The white conservative enclaves form the spine of the district, which reaches from Columbia Road in the north, to the Milton line in the south. The white neighborhoods for the most part are sandwiched between Dorchester Avenue and the waterfront while blacks, Latinos and Asians live west of the thoroughfare.

It’s a diverse neighborhood that suffers no lack of civic pride.

“The district race is really about being a son or daughter of the district,” says state Rep. Carlos Henriquez, a lifelong resident of the Dudley Street neighborhood who now represents Dorchester’s 5th Suffolk District. “You can overcome it. But you have to demonstrate to residents that you understand their needs.”

Overcoming Dot pride may be particularly challenging for those not born in the neighborhood, especially in a race where three Irish-American candidates are making an issue of their deep Dorchester roots.

“My kids are fourth generation Dorchester residents,” notes candidate John O’Toole, a 15-year president of the Cedar Grove Civic  Association who has the added advantage of having presided over the Old-Time Political Rally in Adam’s Corner, a must-attend election eve event.

His children played in Dorchester’s Pop Warner league and he served as a co-chair of Dorchester’s Irish Heritage Festival.

But Dorchester isn’t all shamrocks and OFD bumper stickers (if you have to ask, you’re not from here).

In addition to blacks, Latinos, Cape Verdeans and Vietnamese, District 3 has a growing community of progressive whites, gays and yuppie bargain-hunters attracted by the neighborhood’s abundance of large Victorians.

“The community has become a lot more diverse,” says Mariama White-Hammond, a Savin Hill resident who is supporting candidate Stephanie Everett. “A lot of us are facing the same challenges. We have to look past race and look at what’s best for the community.”

While Everett will have to knock on doors in Dorchester’s predominantly white neighborhoods, the white candidates will have to do the same in sections that are predominantly black.

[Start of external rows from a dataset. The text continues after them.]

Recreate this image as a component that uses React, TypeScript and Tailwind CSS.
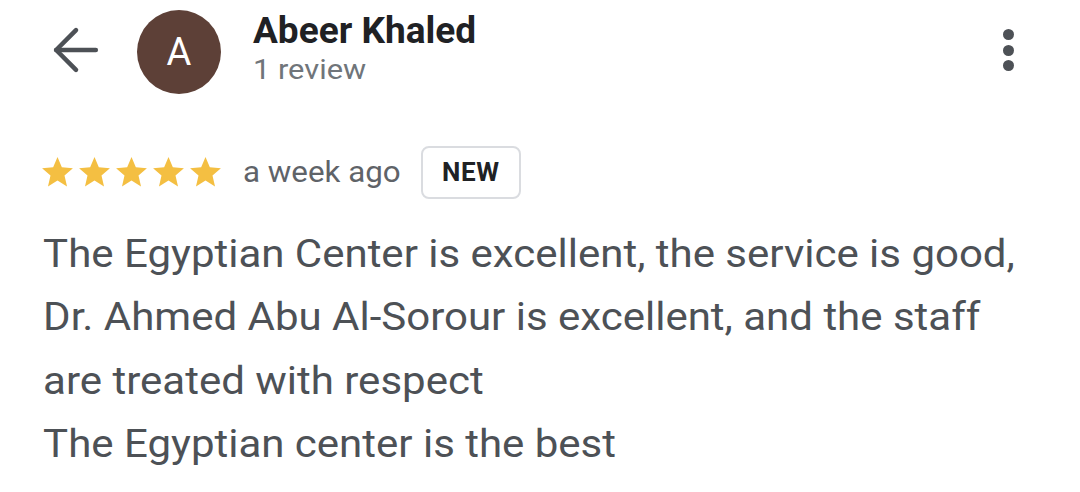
import { ArrowLeft } from "lucide-react";

const Star = () => (
  <svg viewBox="0 0 24 24" className="w-[37px] h-[37px] shrink-0" fill="#f4bf42">
    <path d="M12 17.27 18.18 21l-1.64-7.03L22 9.24l-7.19-.61L12 2 9.19 8.63 2 9.24l5.46 4.73L5.82 21z" />
  </svg>
);

const App = () => {
  return (
    <div
      className="w-[1080px] h-[492px] bg-white overflow-hidden"
      style={{ fontFamily: "Roboto, 'Noto Sans', sans-serif" }}
    >
      {/* Header */}
      <div className="flex items-center h-[104px] pl-[42px] pr-[52px]">
        <ArrowLeft className="w-[68px] h-[68px] text-[#4d5156] -mt-[4px]" strokeWidth={1.6} />
        <div className="ml-[27px] w-[84px] h-[84px] rounded-full bg-[#5d4037] flex items-center justify-center text-white text-[38px]">
          A
        </div>
        <div className="ml-[32px] flex flex-col -mt-[8px]">
          <div className="text-[37px] leading-[44px] font-bold text-[#202124]">Abeer Khaled</div>
          <div className="text-[28px] leading-[34px] text-[#70757a] scale-x-[1.1] origin-left">1 review</div>
        </div>
        <div className="ml-auto flex flex-col gap-[4.5px] items-center -mt-[4px] mr-[14px]">
          <span className="w-[11px] h-[11px] rounded-full bg-[#4d5156]" />
          <span className="w-[11px] h-[11px] rounded-full bg-[#4d5156]" />
          <span className="w-[11px] h-[11px] rounded-full bg-[#4d5156]" />
        </div>
      </div>

      {/* Rating row */}
      <div className="flex items-center mt-[42px] pl-[39px]">
        <div className="flex items-center">
          <Star />
          <Star />
          <Star />
          <Star />
          <Star />
        </div>
        <span className="ml-[19px] text-[29px] text-[#5f6368] scale-x-[1.08] origin-left">a week ago</span>
        <span className="ml-[32px] px-[19px] h-[53px] flex items-center rounded-[8px] border-2 border-[#dadce0] text-[26px] font-bold text-[#202124] tracking-wide">
          NEW
        </span>
      </div>

      {/* Review text */}
      <div className="mt-[24px] pl-[39px] text-[38px] leading-[63.3px] text-[#4d5156] scale-x-[1.105] origin-left">
        <p>The Egyptian Center is excellent, the service is good,</p>
        <p>Dr. Ahmed Abu Al-Sorour is excellent, and the staff</p>
        <p>are treated with respect</p>
        <p>The Egyptian center is the best</p>
      </div>
    </div>
  );
};

export default App;
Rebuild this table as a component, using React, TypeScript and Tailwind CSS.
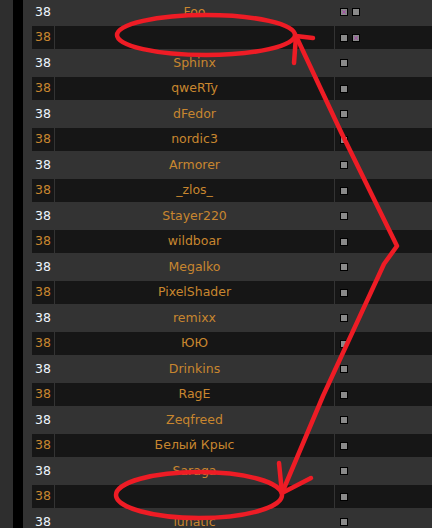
type Row = { name: string; checks?: ("on" | "off")[] };

const rows: Row[] = [
  { name: "Foo", checks: ["on", "off"] },
  { name: "", checks: ["off", "on"] },
  { name: "Sphinx" },
  { name: "qweRTy" },
  { name: "dFedor" },
  { name: "nordic3" },
  { name: "Armorer" },
  { name: "_zlos_" },
  { name: "Stayer220" },
  { name: "wildboar" },
  { name: "Megalko" },
  { name: "PixelShader" },
  { name: "remixx" },
  { name: "ЮЮ" },
  { name: "Drinkins" },
  { name: "RagE" },
  { name: "Zeqfreed" },
  { name: "Белый Крыс" },
  { name: "Saraga" },
  { name: "" },
  { name: "lunatic" },
];

function Box({ on }: { on?: boolean }) {
  return (
    <span className="w-[8px] h-[8px] border border-black bg-[#8a8a8a] flex items-center justify-center">
      {on && (
        <svg width={6} height={6} viewBox="0 0 6 6">
          <path d="M1 1L5 5M5 1L1 5" stroke="#a24fa6" strokeWidth={1} />
        </svg>
      )}
    </span>
  );
}

function TableRow({ row, dark }: { row: Row; dark: boolean }) {
  const checks = row.checks ?? ["off"];
  return (
    <div
      className={
        dark
          ? "h-[23px] shrink-0 flex gap-px bg-[#333333]"
          : "h-[28px] shrink-0 flex gap-px bg-[#333333]"
      }
    >
      <div
        className={
          dark
            ? "w-[22px] flex items-center justify-center bg-[#161616] text-[#c8862f]"
            : "w-[22px] flex items-center justify-center text-[#eef6ff]"
        }
      >
        38
      </div>
      <div
        className={
          dark
            ? "w-[279px] flex items-center justify-center bg-[#161616] text-[#c8862f]"
            : "w-[279px] flex items-center justify-center text-[#c8862f]"
        }
      >
        {row.name}
      </div>
      <div
        className={
          dark
            ? "flex-1 flex items-center gap-[4px] pl-[5px] bg-[#161616]"
            : "flex-1 flex items-center gap-[4px] pl-[5px]"
        }
      >
        {checks.map((c, i) => (
          <Box key={i} on={c === "on"} />
        ))}
      </div>
    </div>
  );
}

export default function App() {
  return (
    <div className="relative w-[432px] h-[528px] overflow-hidden flex bg-[#333333] text-[12.5px] font-['DejaVu_Sans',sans-serif]">
      <div className="w-[13px] bg-[#2e2e2e]" />
      <div className="w-[10px] bg-black" />
      <div className="w-[9px] bg-[#333333]" />
      <div className="flex-1 flex flex-col -mt-[2px]">
        {rows.map((r, i) => (
          <TableRow key={i} row={r} dark={i % 2 === 1} />
        ))}
      </div>

      <svg
        className="absolute inset-0 pointer-events-none"
        width={432}
        height={528}
        viewBox="0 0 432 528"
        fill="none"
        stroke="#ee1c25"
        strokeWidth={4.5}
        strokeLinecap="round"
        strokeLinejoin="round"
      >
        <ellipse cx={206} cy={35} rx={89} ry={20} />
        <ellipse cx={199} cy={495} rx={83} ry={23} />
        <path d="M296 36 L313 38 M296 36 L294 63" />
        <path d="M296 36 L341 132 L397 246 L384 264 L323 396 L282 493" />
        <path d="M282 493 L279 463 M282 493 L311 478" />
      </svg>
    </div>
  );
}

“It will be interesting,” says Henriquez. “You’re not going to be able to change your message in each neighborhood. You’ll have to boil your message down to something simple. You’ll have to have a message that resonates everywhere.”

Baker’s message: “We’re all the same,” says the lifelong Dorchester resident. “People are all looking for the same thing — jobs, a good education for their kids.”

Everett, who grew up in the Mattapan portion of the district, sounds a similar note.

“It’s time for Dorchester’s neighborhoods to get to know each other,” she says.

Getting that message out while vying with six other candidates will be a difficult task.

“It’s going to take a lot of shoe leather,” says O’Toole. “It’s a big district with a lot of diverse neighborhoods.”

Also in the race is former at-large candidate Doug Bennett, a former Nantucket selectman, who in the 2009 election season claimed to have knocked on an improbable 100,000 doors in Boston, and Marty Hogan, a South Boston native who overcame his carpet bagger status to serve as president of the Dorchester Day Parade Committee last year.

Then there’s real estate broker Craig Galvin, a former ceremonial mayor of Dorchester who, in 2007, raised more than $30,000 for the parade.

“I’m passionate about Dorchester,” he says. “I’ve lived 41 years of my life in this community.”

Because of Boston’s history of racial segregation, few candidates of color can claim the OFD pedigree. But Everett, an aide to state Sen. Sonia Chang-Diaz and Marydith Tuitt, an aide to state Rep. Gloria Fox, each bring a depth of political experience.

“All of us bring something to the table,” Tuit says. “All of us have a political background and knowledge.”

So far, Tuitt estimates she’s knocked on 200 doors in Harbor Point, Popes Hill, Codman Hill and Neponset.

“It’s different neighborhoods and different cultures,” Tuitt says. “That’s what I love about Dorchester. It’s so diverse.”